There are various types of decay, including alpha decay (where the nucleus emits an alpha particle), beta decay (emission of an electron or a positron), and gamma decay (emission of high-energy photons). Each type of decay changes the nuclide in a different way, potentially altering the number of protons and neutrons or simply changing the energy state of the nucleus.

The rate at which a nuclide decays is characterized by its half-life—the time it takes for half of the atoms in a sample to decay. This property is fundamental in radiometric dating techniques, such as those used to estimate the age of carbon-based artifacts through carbon-14 decay.

Neutron-to-Proton Ratio

The neutron-to-proton (n/p) ratio is crucial in determining the stability of a nuclide. The stability pattern across the periodic table shows that nuclides with an n/p ratio close to 1 are generally more stable when the atomic number is low. However, as the number of protons increases, the repulsion between them becomes stronger, and a greater number of neutrons are needed to stabilize the nucleus.

A stable n/p ratio is typically around 1 for light elements (lighter than calcium), but this ratio grows for heavier elements.
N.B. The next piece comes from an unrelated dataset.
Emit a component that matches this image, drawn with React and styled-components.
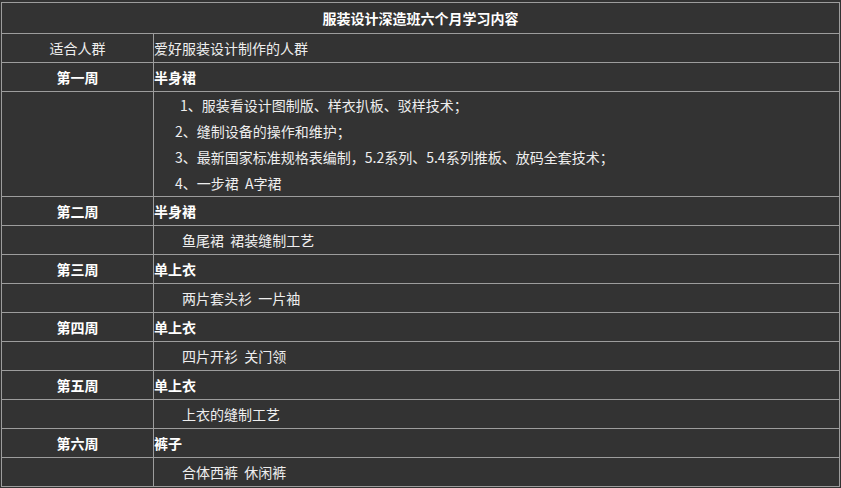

For example, stable lead isotopes have n/p ratios higher than 1.5. An imbalance in this ratio leads to instability, prompting nuclear decay as the nuclide attempts to reach a more stable configuration. This concept is crucial when predicting whether a given nuclide will be stable or radioactive.

A simple method to predict the stability of a nuclide incorporating this ratio follows the Belt of Stability, a graphical representation that shows stable nuclides lying within certain bounds on a chart plotting the number of neutrons versus the number of protons. Nuclides that fall outside this belt are prone to decay towards it. As such, knowing the neutron and proton count of nuclides brings vital insight into their potential stability.